▶ What you are asked to do
Exactly repeat the material, dropping only the pictures.

▶ Data block
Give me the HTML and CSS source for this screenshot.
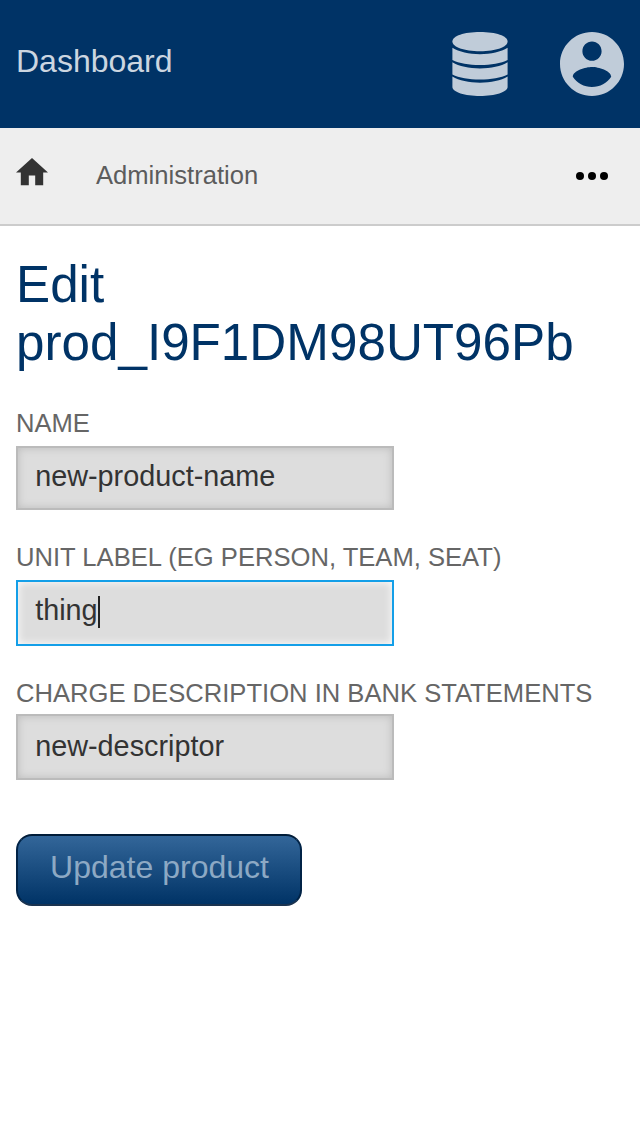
FILE: index.html
```html
<!DOCTYPE html>
<html lang="en">
<head>
<meta charset="utf-8">
<title>Edit product</title>
<link rel="stylesheet" href="styles.css">
</head>
<body>
<header class="topbar">
  <a class="brand">Dashboard</a>
  <nav class="tools">
    <svg class="database" viewBox="0 0 56 64" width="56" height="64" aria-label="Database">
      <path d="M.4 9.500C.4 4 12 0 28 0s27.600 4 27.600 9.500S44 19.200 28 19.200.4 15 .4 9.500z"/>
      <path d="M.4 15.800C7 20 17 22.200 28 22.200s21-2.200 27.600-6.400v12.200C49 31.200 39 33 28 33S7 31.200 .4 28z"/>
      <path d="M.4 30.200C7 34.200 17 36.400 28 36.400s21-2.200 27.600-6.200v12.200C49 45.600 39 47.400 28 47.400S7 45.600 .4 42.400z"/>
      <path d="M.4 44.600C7 48.600 17 50.800 28 50.800s21-2.200 27.600-6.200V55c0 5-12.600 9-27.600 9S.4 60 .4 55z"/>
    </svg>
    <svg class="account" viewBox="2 2 20 20" width="64" height="64" aria-label="Account">
      <path d="M12 2C6.480 2 2 6.480 2 12s4.480 10 10 10 10-4.480 10-10S17.520 2 12 2zm0 3c1.660 0 3 1.340 3 3s-1.340 3-3 3-3-1.340-3-3 1.340-3 3-3zm0 14.200c-2.500 0-4.710-1.280-6-3.220.030-1.990 4-3.080 6-3.080 1.990 0 5.970 1.090 6 3.080-1.290 1.940-3.500 3.220-6 3.220z"/>
    </svg>
  </nav>
</header>
<nav class="crumbs">
  <svg class="home" viewBox="2 3 20 17" width="32" height="27.200" aria-label="Home"><path d="M10 20v-6h4v6h5v-8h3L12 3 2 12h3v8z"/></svg>
  <a class="crumb">Administration</a>
  <svg class="more" viewBox="0 0 32 8" width="32" height="8" aria-label="More"><circle cx="4" cy="4" r="4"/><circle cx="16" cy="4" r="4"/><circle cx="28" cy="4" r="4"/></svg>
</nav>
<main class="content">
  <h1 class="title">Edit prod_I9F1DM98UT96Pb</h1>
  <div class="field">
    <div class="label">NAME</div>
    <div class="input">new-product-name</div>
  </div>
  <div class="field unit">
    <div class="label">UNIT LABEL (EG PERSON, TEAM, SEAT)</div>
    <div class="input focused">thing<span class="caret"></span></div>
  </div>
  <div class="field descriptor">
    <div class="label">CHARGE DESCRIPTION IN BANK STATEMENTS</div>
    <div class="input">new-descriptor</div>
  </div>
  <button class="submit" type="button">Update product</button>
</main>
</body>
</html>
```

FILE: styles.css
```css
* { box-sizing: border-box; }
body {
  margin: 0;
  background: #fff;
  font-family: "Liberation Sans", Arial, sans-serif;
}
svg { display: block; }
.topbar {
  display: flex;
  justify-content: space-between;
  height: 128px;
  padding: 32px 16px;
  background: #036;
}
.brand {
  padding-top: 11px;
  font-size: 32px;
  line-height: 37px;
  color: #ccd6e0;
}
.tools { display: flex; gap: 52px; }
.database, .account { fill: #c0ccd9; }
.crumbs {
  display: flex;
  height: 98px;
  padding: 30.4px 32px 0 16px;
  background: #eee;
  border-bottom: 2px solid #ccc;
}
.home { fill: #333; }
.crumb {
  margin-left: 48px;
  padding-top: 2px;
  font-size: 25.6px;
  line-height: 30px;
  color: #5c5c5c;
}
.more { margin: 13.6px 0 0 auto; }
.content { padding: 30px 16px; }
.title {
  margin: 0 0 36px;
  font-size: 51.2px;
  line-height: 58px;
  font-weight: 400;
  color: #036;
}
.field { height: 134px; }
.field.unit { height: 136px; }
.field.descriptor { height: 156px; }
.label {
  height: 34px;
  font-size: 25.6px;
  line-height: 30px;
  color: #666;
  white-space: nowrap;
}
.field .input { margin-top: 4px; }
.input {
  display: flex;
  width: 378px;
  height: 64px;
  padding: 12px 17.2px;
  border: 2px solid #bbb;
  background: #ddd;
  box-shadow: inset 0 0 8px #bbb;
  font-size: 28.8px;
  line-height: 33px;
  color: #333;
}
.unit .input, .descriptor .input { height: 66px; }
.field.descriptor .label { height: 32px; }
.descriptor .input { padding-top: 14px; }
.input.focused {
  border-color: #149fe8;
  box-shadow: inset 0 0 8px #fff;
}
.caret { width: 2px; height: 32px; margin-top: 2px; background: #222; }
.submit {
  display: block;
  width: 286px;
  height: 72px;
  padding: 0 0 5px 1px;
  border: 2px solid #012346;
  border-color: #001c38 #012346 #1a3350;
  border-radius: 16px;
  background: linear-gradient(#369, #036) padding-box border-box;
  font: 32px/37px "Liberation Sans", Arial, sans-serif;
  color: #8da9c4;
}
```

▶ Result
Give me the HTML and CSS source for this screenshot.
FILE: index.html
```html
<!DOCTYPE html>
<html lang="en">
<head>
<meta charset="utf-8">
<title>Edit product</title>
<link rel="stylesheet" href="styles.css">
</head>
<body>
<header class="topbar">
  <a class="brand">Dashboard</a>
  <nav class="tools">
    <svg class="database" viewBox="0 0 56 64" width="56" height="64" aria-label="Database">
      <path d="M.4 9.500C.4 4 12 0 28 0s27.600 4 27.600 9.500S44 19.200 28 19.200.4 15 .4 9.500z"/>
      <path d="M.4 15.800C7 20 17 22.200 28 22.200s21-2.200 27.600-6.400v12.200C49 31.200 39 33 28 33S7 31.200 .4 28z"/>
      <path d="M.4 30.200C7 34.200 17 36.400 28 36.400s21-2.200 27.600-6.200v12.200C49 45.600 39 47.400 28 47.400S7 45.600 .4 42.400z"/>
      <path d="M.4 44.600C7 48.600 17 50.800 28 50.800s21-2.200 27.600-6.200V55c0 5-12.600 9-27.600 9S.4 60 .4 55z"/>
    </svg>
    <svg class="account" viewBox="2 2 20 20" width="64" height="64" aria-label="Account">
      <path d="M12 2C6.480 2 2 6.480 2 12s4.480 10 10 10 10-4.480 10-10S17.520 2 12 2zm0 3c1.660 0 3 1.340 3 3s-1.340 3-3 3-3-1.340-3-3 1.340-3 3-3zm0 14.200c-2.500 0-4.710-1.280-6-3.220.030-1.990 4-3.080 6-3.080 1.990 0 5.970 1.090 6 3.080-1.290 1.940-3.500 3.220-6 3.220z"/>
    </svg>
  </nav>
</header>
<nav class="crumbs">
  <svg class="home" viewBox="2 3 20 17" width="32" height="27.200" aria-label="Home"><path d="M10 20v-6h4v6h5v-8h3L12 3 2 12h3v8z"/></svg>
  <a class="crumb">Administration</a>
  <svg class="more" viewBox="0 0 32 8" width="32" height="8" aria-label="More"><circle cx="4" cy="4" r="4"/><circle cx="16" cy="4" r="4"/><circle cx="28" cy="4" r="4"/></svg>
</nav>
<main class="content">
  <h1 class="title">Edit prod_I9F1DM98UT96Pb</h1>
  <div class="field">
    <div class="label">NAME</div>
    <div class="input">new-product-name</div>
  </div>
  <div class="field unit">
    <div class="label">UNIT LABEL (EG PERSON, TEAM, SEAT)</div>
    <div class="input focused">thing<span class="caret"></span></div>
  </div>
  <div class="field descriptor">
    <div class="label">CHARGE DESCRIPTION IN BANK STATEMENTS</div>
    <div class="input">new-descriptor</div>
  </div>
  <button class="submit" type="button">Update product</button>
</main>
</body>
</html>
```

FILE: styles.css
```css
* { box-sizing: border-box; }
body {
  margin: 0;
  background: #fff;
  font-family: "Liberation Sans", Arial, sans-serif;
}
svg { display: block; }
.topbar {
  display: flex;
  justify-content: space-between;
  height: 128px;
  padding: 32px 16px;
  background: #036;
}
.brand {
  padding-top: 11px;
  font-size: 32px;
  line-height: 37px;
  color: #ccd6e0;
}
.tools { display: flex; gap: 52px; }
.database, .account { fill: #c0ccd9; }
.crumbs {
  display: flex;
  height: 98px;
  padding: 30.4px 32px 0 16px;
  background: #eee;
  border-bottom: 2px solid #ccc;
}
.home { fill: #333; }
.crumb {
  margin-left: 48px;
  padding-top: 2px;
  font-size: 25.6px;
  line-height: 30px;
  color: #5c5c5c;
}
.more { margin: 13.6px 0 0 auto; }
.content { padding: 30px 16px; }
.title {
  margin: 0 0 36px;
  font-size: 51.2px;
  line-height: 58px;
  font-weight: 400;
  color: #036;
}
.field { height: 134px; }
.field.unit { height: 136px; }
.field.descriptor { height: 156px; }
.label {
  height: 34px;
  font-size: 25.6px;
  line-height: 30px;
  color: #666;
  white-space: nowrap;
}
.field .input { margin-top: 4px; }
.input {
  display: flex;
  width: 378px;
  height: 64px;
  padding: 12px 17.2px;
  border: 2px solid #bbb;
  background: #ddd;
  box-shadow: inset 0 0 8px #bbb;
  font-size: 28.8px;
  line-height: 33px;
  color: #333;
}
.unit .input, .descriptor .input { height: 66px; }
.field.descriptor .label { height: 32px; }
.descriptor .input { padding-top: 14px; }
.input.focused {
  border-color: #149fe8;
  box-shadow: inset 0 0 8px #fff;
}
.caret { width: 2px; height: 32px; margin-top: 2px; background: #222; }
.submit {
  display: block;
  width: 286px;
  height: 72px;
  padding: 0 0 5px 1px;
  border: 2px solid #012346;
  border-color: #001c38 #012346 #1a3350;
  border-radius: 16px;
  background: linear-gradient(#369, #036) padding-box border-box;
  font: 32px/37px "Liberation Sans", Arial, sans-serif;
  color: #8da9c4;
}
```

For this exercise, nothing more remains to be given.